MATERIAL PROVIDED:
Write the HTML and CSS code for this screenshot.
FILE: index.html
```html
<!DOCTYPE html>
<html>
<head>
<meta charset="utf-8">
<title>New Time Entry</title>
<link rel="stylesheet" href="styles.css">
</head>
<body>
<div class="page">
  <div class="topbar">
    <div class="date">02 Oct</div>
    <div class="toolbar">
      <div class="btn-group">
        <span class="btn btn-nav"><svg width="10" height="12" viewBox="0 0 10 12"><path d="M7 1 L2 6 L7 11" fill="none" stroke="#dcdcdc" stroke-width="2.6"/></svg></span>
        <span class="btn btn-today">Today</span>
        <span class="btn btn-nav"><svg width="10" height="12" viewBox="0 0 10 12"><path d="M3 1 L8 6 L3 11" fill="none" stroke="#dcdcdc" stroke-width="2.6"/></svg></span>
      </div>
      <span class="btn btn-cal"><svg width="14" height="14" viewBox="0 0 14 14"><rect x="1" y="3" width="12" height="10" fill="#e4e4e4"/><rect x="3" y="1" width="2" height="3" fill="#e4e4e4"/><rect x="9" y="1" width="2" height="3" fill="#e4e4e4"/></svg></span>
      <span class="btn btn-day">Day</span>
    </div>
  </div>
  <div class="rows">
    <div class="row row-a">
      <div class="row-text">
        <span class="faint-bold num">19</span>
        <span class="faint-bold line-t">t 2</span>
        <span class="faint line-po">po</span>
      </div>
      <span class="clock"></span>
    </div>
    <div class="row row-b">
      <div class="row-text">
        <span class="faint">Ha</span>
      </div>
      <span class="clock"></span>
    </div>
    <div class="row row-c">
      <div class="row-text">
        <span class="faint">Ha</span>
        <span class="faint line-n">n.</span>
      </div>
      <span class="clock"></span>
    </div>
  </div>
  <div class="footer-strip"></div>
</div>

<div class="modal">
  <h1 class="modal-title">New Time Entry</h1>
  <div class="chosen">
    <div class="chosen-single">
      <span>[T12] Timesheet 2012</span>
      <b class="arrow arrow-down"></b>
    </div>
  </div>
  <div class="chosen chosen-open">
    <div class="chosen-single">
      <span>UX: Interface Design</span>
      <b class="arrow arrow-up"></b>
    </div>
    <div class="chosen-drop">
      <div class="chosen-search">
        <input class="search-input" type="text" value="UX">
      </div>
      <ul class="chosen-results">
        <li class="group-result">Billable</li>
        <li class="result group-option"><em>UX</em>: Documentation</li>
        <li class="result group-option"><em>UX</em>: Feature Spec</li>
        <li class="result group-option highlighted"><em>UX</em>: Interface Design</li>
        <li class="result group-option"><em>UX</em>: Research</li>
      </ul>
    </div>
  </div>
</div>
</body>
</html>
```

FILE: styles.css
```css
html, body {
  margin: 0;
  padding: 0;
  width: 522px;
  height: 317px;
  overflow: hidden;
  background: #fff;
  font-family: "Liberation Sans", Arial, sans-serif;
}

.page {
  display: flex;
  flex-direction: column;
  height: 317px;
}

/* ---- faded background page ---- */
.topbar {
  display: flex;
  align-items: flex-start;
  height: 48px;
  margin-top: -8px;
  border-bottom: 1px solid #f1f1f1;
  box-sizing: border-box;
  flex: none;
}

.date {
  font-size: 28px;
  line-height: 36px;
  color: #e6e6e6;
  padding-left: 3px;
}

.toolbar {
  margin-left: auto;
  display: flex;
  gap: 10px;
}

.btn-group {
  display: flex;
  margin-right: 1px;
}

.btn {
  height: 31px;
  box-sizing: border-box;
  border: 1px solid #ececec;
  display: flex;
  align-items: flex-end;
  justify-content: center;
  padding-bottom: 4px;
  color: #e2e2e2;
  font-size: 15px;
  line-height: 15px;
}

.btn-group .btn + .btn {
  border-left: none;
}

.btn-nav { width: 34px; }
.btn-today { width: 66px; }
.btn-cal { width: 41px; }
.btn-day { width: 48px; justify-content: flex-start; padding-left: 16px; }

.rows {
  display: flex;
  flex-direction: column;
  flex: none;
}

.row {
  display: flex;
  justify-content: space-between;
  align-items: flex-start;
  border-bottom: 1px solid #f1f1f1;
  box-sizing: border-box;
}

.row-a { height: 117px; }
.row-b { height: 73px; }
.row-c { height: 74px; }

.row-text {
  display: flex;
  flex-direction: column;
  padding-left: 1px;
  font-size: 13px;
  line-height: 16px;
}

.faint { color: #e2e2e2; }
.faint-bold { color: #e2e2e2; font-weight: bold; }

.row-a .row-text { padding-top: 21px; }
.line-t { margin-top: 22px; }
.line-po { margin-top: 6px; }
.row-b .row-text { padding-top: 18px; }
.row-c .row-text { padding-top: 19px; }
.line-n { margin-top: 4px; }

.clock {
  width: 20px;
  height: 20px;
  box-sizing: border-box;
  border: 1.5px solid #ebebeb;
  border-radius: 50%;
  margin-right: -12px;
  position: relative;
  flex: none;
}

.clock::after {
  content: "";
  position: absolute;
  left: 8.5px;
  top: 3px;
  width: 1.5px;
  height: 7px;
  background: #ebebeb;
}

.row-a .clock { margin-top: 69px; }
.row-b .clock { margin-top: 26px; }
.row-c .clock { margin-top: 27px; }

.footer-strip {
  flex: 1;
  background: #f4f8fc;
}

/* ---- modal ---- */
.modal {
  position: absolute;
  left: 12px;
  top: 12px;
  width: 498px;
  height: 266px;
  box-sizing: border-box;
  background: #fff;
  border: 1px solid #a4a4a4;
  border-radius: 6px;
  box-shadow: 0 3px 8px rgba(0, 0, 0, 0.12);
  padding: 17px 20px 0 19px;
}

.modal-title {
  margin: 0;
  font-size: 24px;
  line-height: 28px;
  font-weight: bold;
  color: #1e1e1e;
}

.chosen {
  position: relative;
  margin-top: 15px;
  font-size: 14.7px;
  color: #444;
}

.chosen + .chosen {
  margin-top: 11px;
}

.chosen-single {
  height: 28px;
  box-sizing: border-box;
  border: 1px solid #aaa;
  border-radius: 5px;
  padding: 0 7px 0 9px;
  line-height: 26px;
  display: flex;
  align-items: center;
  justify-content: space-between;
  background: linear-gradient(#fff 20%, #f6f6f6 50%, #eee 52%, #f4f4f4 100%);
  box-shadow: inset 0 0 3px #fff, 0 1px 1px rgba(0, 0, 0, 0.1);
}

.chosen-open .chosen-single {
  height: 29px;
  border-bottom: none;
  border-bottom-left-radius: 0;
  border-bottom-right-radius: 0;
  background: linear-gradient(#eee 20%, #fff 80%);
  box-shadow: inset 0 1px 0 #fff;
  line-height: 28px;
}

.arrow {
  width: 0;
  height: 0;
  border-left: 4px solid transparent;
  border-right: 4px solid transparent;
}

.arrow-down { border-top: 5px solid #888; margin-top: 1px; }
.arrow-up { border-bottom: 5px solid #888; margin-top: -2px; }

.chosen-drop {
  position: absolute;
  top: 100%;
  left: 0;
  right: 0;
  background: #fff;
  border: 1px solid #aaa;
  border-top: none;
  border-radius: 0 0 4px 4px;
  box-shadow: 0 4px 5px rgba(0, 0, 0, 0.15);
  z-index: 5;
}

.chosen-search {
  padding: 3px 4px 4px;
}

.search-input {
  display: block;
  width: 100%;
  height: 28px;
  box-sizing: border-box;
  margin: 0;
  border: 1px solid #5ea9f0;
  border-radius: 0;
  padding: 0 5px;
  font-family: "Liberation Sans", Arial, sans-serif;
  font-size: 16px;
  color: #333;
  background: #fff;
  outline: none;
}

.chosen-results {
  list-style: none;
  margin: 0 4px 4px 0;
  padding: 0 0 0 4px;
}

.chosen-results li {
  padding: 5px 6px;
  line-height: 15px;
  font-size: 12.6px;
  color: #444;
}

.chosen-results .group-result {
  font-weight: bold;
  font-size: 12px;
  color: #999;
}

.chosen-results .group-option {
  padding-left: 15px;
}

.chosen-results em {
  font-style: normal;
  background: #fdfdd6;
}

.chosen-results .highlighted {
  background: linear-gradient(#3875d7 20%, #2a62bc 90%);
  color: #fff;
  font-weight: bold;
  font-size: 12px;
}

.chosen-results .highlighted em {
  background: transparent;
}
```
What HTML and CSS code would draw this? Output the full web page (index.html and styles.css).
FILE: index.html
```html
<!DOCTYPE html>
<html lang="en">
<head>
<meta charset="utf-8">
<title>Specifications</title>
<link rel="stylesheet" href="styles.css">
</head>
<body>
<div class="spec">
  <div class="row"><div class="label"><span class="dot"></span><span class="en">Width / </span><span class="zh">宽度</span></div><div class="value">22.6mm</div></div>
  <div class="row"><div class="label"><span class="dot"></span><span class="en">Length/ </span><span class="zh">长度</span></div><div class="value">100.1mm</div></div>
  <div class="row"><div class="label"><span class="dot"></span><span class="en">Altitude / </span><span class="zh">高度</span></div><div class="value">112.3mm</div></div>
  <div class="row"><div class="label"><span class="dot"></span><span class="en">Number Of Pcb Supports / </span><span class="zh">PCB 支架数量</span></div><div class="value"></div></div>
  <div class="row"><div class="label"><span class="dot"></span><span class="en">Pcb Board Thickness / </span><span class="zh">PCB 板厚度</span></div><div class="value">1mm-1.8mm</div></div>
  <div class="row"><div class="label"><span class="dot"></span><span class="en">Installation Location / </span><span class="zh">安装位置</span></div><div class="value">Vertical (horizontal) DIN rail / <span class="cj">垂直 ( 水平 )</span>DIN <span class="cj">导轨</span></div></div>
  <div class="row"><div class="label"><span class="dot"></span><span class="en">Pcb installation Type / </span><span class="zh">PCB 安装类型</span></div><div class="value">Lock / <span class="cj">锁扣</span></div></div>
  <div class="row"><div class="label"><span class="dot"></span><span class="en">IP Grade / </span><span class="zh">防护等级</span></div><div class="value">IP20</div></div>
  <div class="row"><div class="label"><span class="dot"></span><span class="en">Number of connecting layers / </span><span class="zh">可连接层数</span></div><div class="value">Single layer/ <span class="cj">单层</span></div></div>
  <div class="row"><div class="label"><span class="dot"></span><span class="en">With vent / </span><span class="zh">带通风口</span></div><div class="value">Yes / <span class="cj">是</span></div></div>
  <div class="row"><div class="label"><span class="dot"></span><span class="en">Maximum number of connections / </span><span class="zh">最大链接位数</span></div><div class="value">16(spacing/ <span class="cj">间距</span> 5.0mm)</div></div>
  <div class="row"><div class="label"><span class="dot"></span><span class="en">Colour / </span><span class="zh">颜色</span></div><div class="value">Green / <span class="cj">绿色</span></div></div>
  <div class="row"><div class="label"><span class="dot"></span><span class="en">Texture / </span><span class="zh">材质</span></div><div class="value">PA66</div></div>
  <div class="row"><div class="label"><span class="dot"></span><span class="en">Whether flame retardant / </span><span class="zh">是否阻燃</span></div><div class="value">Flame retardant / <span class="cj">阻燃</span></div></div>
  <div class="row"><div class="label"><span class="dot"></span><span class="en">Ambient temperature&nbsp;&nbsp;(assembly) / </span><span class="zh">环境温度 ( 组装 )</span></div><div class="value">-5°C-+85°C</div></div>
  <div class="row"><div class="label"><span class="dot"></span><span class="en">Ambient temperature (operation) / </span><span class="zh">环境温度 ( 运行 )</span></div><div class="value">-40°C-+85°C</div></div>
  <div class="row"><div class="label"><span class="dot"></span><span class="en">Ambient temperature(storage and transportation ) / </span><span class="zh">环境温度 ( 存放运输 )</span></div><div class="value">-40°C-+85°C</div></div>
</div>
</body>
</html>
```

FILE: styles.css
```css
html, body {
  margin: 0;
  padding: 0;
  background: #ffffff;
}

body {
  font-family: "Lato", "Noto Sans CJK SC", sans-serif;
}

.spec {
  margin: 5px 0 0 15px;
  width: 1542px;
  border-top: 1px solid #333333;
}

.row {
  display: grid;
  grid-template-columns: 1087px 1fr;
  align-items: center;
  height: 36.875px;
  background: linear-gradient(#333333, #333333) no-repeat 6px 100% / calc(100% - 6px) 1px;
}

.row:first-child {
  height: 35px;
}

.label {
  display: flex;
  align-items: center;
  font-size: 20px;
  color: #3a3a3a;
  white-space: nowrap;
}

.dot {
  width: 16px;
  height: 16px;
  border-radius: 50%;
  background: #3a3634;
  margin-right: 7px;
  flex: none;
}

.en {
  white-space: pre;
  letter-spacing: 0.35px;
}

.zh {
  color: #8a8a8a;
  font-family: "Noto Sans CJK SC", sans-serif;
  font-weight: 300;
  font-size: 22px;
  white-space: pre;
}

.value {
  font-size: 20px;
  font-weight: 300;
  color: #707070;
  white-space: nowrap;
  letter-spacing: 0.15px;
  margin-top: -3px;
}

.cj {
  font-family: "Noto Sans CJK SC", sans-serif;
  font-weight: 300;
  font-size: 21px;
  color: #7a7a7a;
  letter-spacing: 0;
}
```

WORK TO BE COMPLETED:
List the lines that contain the word "page".

EXERCISE RESULT:
<div class="page">
.page {
/* ---- faded background page ---- */
What HTML and CSS code would draw this? Output the full web page (index.html and styles.css).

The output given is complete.